The most recent round of capital raising was particularly bruising because of provisions Merrill agreed to when it raised money in December and January. Essentially, the investment bank said it would give the investors in those raisings extra compensation if it later issued equity at a lower price.
That meant that in this offering, more than half the shares or share proceeds will go to prior investors, with $2.5 billion paid to compensate Temasek, and another $2.4 billion paid as additional dividends to investors in convertible securities.
Temasek agreed to invest the $2.5 billion in the new offering, as a large part of its purchase of $3.4 billion of common stock in this deal.
The Lone Star deal will result in a $4.4 billion write-down for Merrill and it will finance about 75 percent of the purchase price, Merrill said.
Merrill also said it agreed to help bail out bond insurer Security Capital Assurance by agreeing to accept a $500 million cash payment in
exchange for canceling some credit default swaps and ending related litigation.
Merrill said the settlement, together with the potential settlement of other CDO hedges, will result in a $1.3 billion write-down.
Earlier this month, Merrill completed the sale of its 20 percent stake in Bloomberg LP, the news and financial data company, to Bloomberg for $4.43 billion. Merrill also said then it was in talks to sell a controlling interest in a unit that provides services to mutual funds, in a deal that values the entire unit at $3.5 billion.
Assuming Merrill sells shares at its Monday closing price in the new offering, Temasek would have about 140 million new shares in Merrill. When combined with its prior holdings, it would have 226.645 million Merrill shares.
If this new offering leaves Merrill with about 1.528 billion shares, Temasek would own about 15 percent of Merrill, which may raise some concerns among U.S. politicians about the level of foreign ownership at one of the nation's best-known banks.
Temasek previously informally agreed to refrain from owning more than 10 percent of Merrill, according to a source familiar with the fund. A Temasek spokeswoman said on Tuesday that a portion of the deal is subject to regulatory approval.
Merrill declined to comment on specifics of the stock offering, such as the price. The company's market value was about $24 billion as of Monday's close, based on reported shares outstanding.
Given that Merrill's retail brokerage business has been estimated by analysts to be worth at least $25 billion, while its near-50 percent stake in asset management company BlackRock is worth about $13 billion, its investment banking business has an implied negative value.
Merrill Lynch agreed in January to sell about $6.6 billion of mandatory convertible preferred securities. Investors in about $5.4 billion of those convertibles have agreed to exchange their securities for about 195 million shares of preferred shares, Merrill announced on Monday.
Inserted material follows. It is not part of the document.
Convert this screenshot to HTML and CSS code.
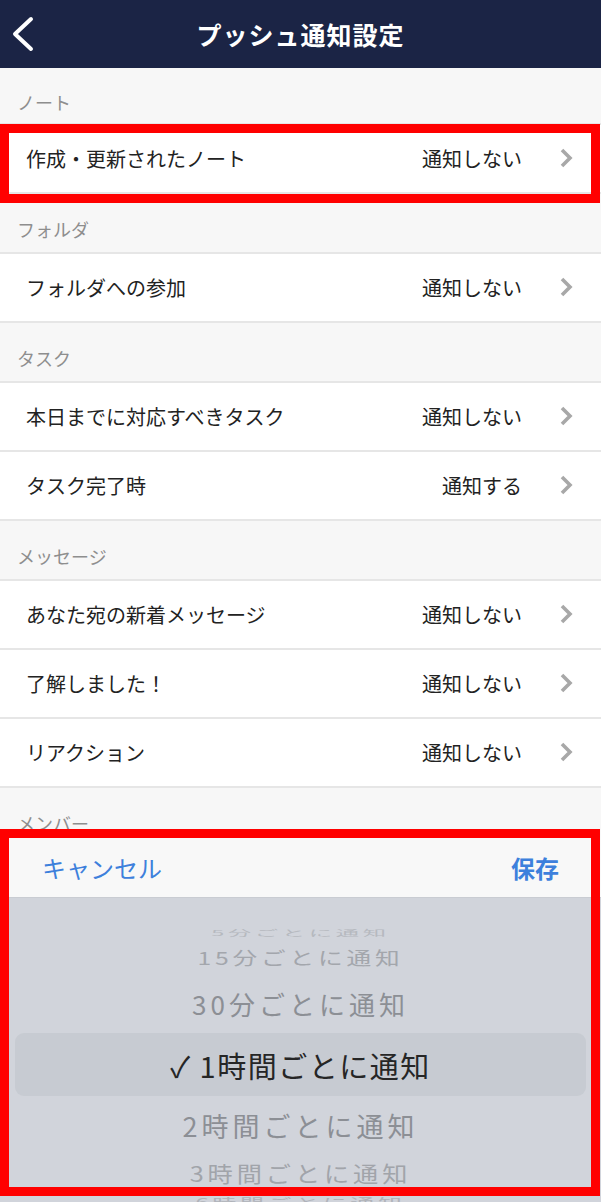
FILE: index.html
```html
<!DOCTYPE html>
<html>
    <head>
        <meta charset="utf-8">
        <title>プッシュ通知設定</title>
        <link rel="stylesheet" href="styles.css">
    </head>
    <body>
        <header class="topbar">
            <a class="back" href="#">
                <svg width="24" height="36" viewBox="0 0 24 36"><polyline points="20,3 4,18 20,33" fill="none" stroke="#fff" stroke-width="4" stroke-linecap="round" stroke-linejoin="round"/></svg>
            </a>
            <h1>プッシュ通知設定</h1>
            <span></span>
        </header>

        <div class="section first">ノート</div>
        <div class="row marked">
            <span class="label">作成・更新されたノート</span>
            <span class="value">通知しない</span>
            <svg class="chev" width="14" height="22" viewBox="0 0 14 22"><polyline points="3,3 11,11 3,19" fill="none" stroke="#a8a8a8" stroke-width="3.6"/></svg>
        </div>

        <div class="section">フォルダ</div>
        <div class="row">
            <span class="label">フォルダへの参加</span>
            <span class="value">通知しない</span>
            <svg class="chev" width="14" height="22" viewBox="0 0 14 22"><polyline points="3,3 11,11 3,19" fill="none" stroke="#a8a8a8" stroke-width="3.6"/></svg>
        </div>

        <div class="section">タスク</div>
        <div class="row">
            <span class="label">本日までに対応すべきタスク</span>
            <span class="value">通知しない</span>
            <svg class="chev" width="14" height="22" viewBox="0 0 14 22"><polyline points="3,3 11,11 3,19" fill="none" stroke="#a8a8a8" stroke-width="3.6"/></svg>
        </div>
        <div class="row">
            <span class="label">タスク完了時</span>
            <span class="value">通知する</span>
            <svg class="chev" width="14" height="22" viewBox="0 0 14 22"><polyline points="3,3 11,11 3,19" fill="none" stroke="#a8a8a8" stroke-width="3.6"/></svg>
        </div>

        <div class="section">メッセージ</div>
        <div class="row">
            <span class="label">あなた宛の新着メッセージ</span>
            <span class="value">通知しない</span>
            <svg class="chev" width="14" height="22" viewBox="0 0 14 22"><polyline points="3,3 11,11 3,19" fill="none" stroke="#a8a8a8" stroke-width="3.6"/></svg>
        </div>
        <div class="row">
            <span class="label">了解しました！</span>
            <span class="value">通知しない</span>
            <svg class="chev" width="14" height="22" viewBox="0 0 14 22"><polyline points="3,3 11,11 3,19" fill="none" stroke="#a8a8a8" stroke-width="3.6"/></svg>
        </div>
        <div class="row">
            <span class="label">リアクション</span>
            <span class="value">通知しない</span>
            <svg class="chev" width="14" height="22" viewBox="0 0 14 22"><polyline points="3,3 11,11 3,19" fill="none" stroke="#a8a8a8" stroke-width="3.6"/></svg>
        </div>

        <div class="section">メンバー</div>

        <div class="sheet marked">
            <div class="toolbar">
                <a href="#" class="cancel">キャンセル</a>
                <a href="#" class="save">保存</a>
            </div>
            <div class="picker">
                <div class="item far">5分ごとに通知</div>
                <div class="item near-top">15分ごとに通知</div>
                <div class="item side">30分ごとに通知</div>
                <div class="item selected">✓ 1時間ごとに通知</div>
                <div class="item side below">2時間ごとに通知</div>
                <div class="item near-bottom">3時間ごとに通知</div>
                <div class="item far-bottom">6時間ごとに通知</div>
            </div>
        </div>
    </body>
</html>
```

FILE: styles.css
```css
html, body {
    margin: 0;
    padding: 0;
    background: #f7f7f7;
    font-family: "Noto Sans CJK JP", "Noto Sans", sans-serif;
    color: #222;
}

a {
    text-decoration: none;
}

.topbar {
    display: grid;
    grid-template-columns: 60px 1fr 60px;
    align-items: center;
    height: 68px;
    background: #1b2445;
}

.back {
    display: flex;
    padding: 0 0 0 11px;
}

.topbar h1 {
    margin: 0;
    text-align: center;
    color: #fff;
    font-size: 25px;
    font-weight: bold;
    letter-spacing: 1px;
}

.section {
    box-sizing: border-box;
    height: 60px;
    padding: 24px 0 0 17px;
    font-size: 18px;
    line-height: 22px;
    color: #8e8e8e;
    border-bottom: 2px solid #e6e6e6;
}

.section.first {
    height: 57px;
    padding-top: 23px;
}

.row {
    box-sizing: border-box;
    display: flex;
    align-items: center;
    height: 69px;
    padding: 0 28px 0 26px;
    background: #fff;
    border-bottom: 2px solid #e6e6e6;
    font-size: 20px;
}

.label {
    flex: 1;
}

.value {
    margin-right: 37px;
}

.chev {
    display: block;
    margin-top: -2px;
}

/* red annotation frames */
.marked {
    position: relative;
}

.marked:after {
    content: "";
    position: absolute;
    left: 0;
    width: 582px;
    border: 9px solid #ff0000;
    pointer-events: none;
}

.row.marked:after {
    top: -1px;
    height: 61px;
}

.sheet {
    position: fixed;
    left: 0;
    right: 0;
    bottom: 0;
    height: 373px;
    background: #d1d4db;
}

.sheet.marked:after {
    top: 0;
    height: 349px;
}

.toolbar {
    box-sizing: border-box;
    display: flex;
    justify-content: space-between;
    align-items: center;
    height: 69px;
    padding: 9px 42px 0 42px;
    background: #f8f8f8;
    border-bottom: 1px solid #c9ccd2;
    font-size: 24px;
}

.cancel {
    color: #3d80dc;
}

.save {
    color: #3d80dc;
    font-weight: 600;
}

.picker {
    height: 304px;
    overflow: hidden;
    padding-top: 22px;
    box-sizing: border-box;
}

.item {
    display: flex;
    justify-content: center;
    align-items: center;
    font-size: 26px;
    letter-spacing: 4px;
    color: #8c8f95;
    white-space: nowrap;
}

.far {
    height: 24px;
    color: #b6b9bf;
    transform: scale(0.9, 0.3);
}

.near-top {
    height: 26px;
    color: #a3a6ac;
    transform: scale(0.95, 0.68);
}

.side {
    height: 63px;
    padding-top: 4px;
    box-sizing: border-box;
}

.side.below {
    height: 58px;
    padding-top: 0;
    font-size: 27px;
}

.selected {
    height: 63px;
    margin: 0 15px;
    border-radius: 9px;
    background: #c7cbd2;
    font-size: 29px;
    letter-spacing: 1.5px;
    color: #262626;
}

.near-bottom {
    height: 36px;
    color: #a1a4aa;
    transform: scale(0.97, 0.82);
}

.far-bottom {
    height: 24px;
    color: #b0b3b9;
    transform: scale(0.92, 0.45);
}
```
The other investors agreed to exchange their securities into a new mandatory convertible preferred
In Seoul, Korea Investment Corp said it converted $2 billion worth of preferred Merrill sharesinto common stock.
Despite the latest writedowns, Merrill still has wide exposure to mortgage debt.
As of June 27, it said it had exposures of $33.7 billion to U.S. prime mortgages, $1.01 billion to U.S. subprime mortgages, $1.54 billion to "Alt-A" mortgages and $7.45 billion to non- U.S. residential mortgages.
William Smith, president of Smith Asset Management Inc in New York, said Merrill fetched a "horrendous" price for the CDOs in the sale announced on Monday.
"The problem here is with Thain. You can throw him into the credibility problem camp now," Smith said. "It's tough to call the bottom on these things because it seems like it's never ending, but this could be viewed as the watershed."
Merrill shares closed 11.6 percent lower in the New York session Monday, but was up 13 percent in after-hours trading.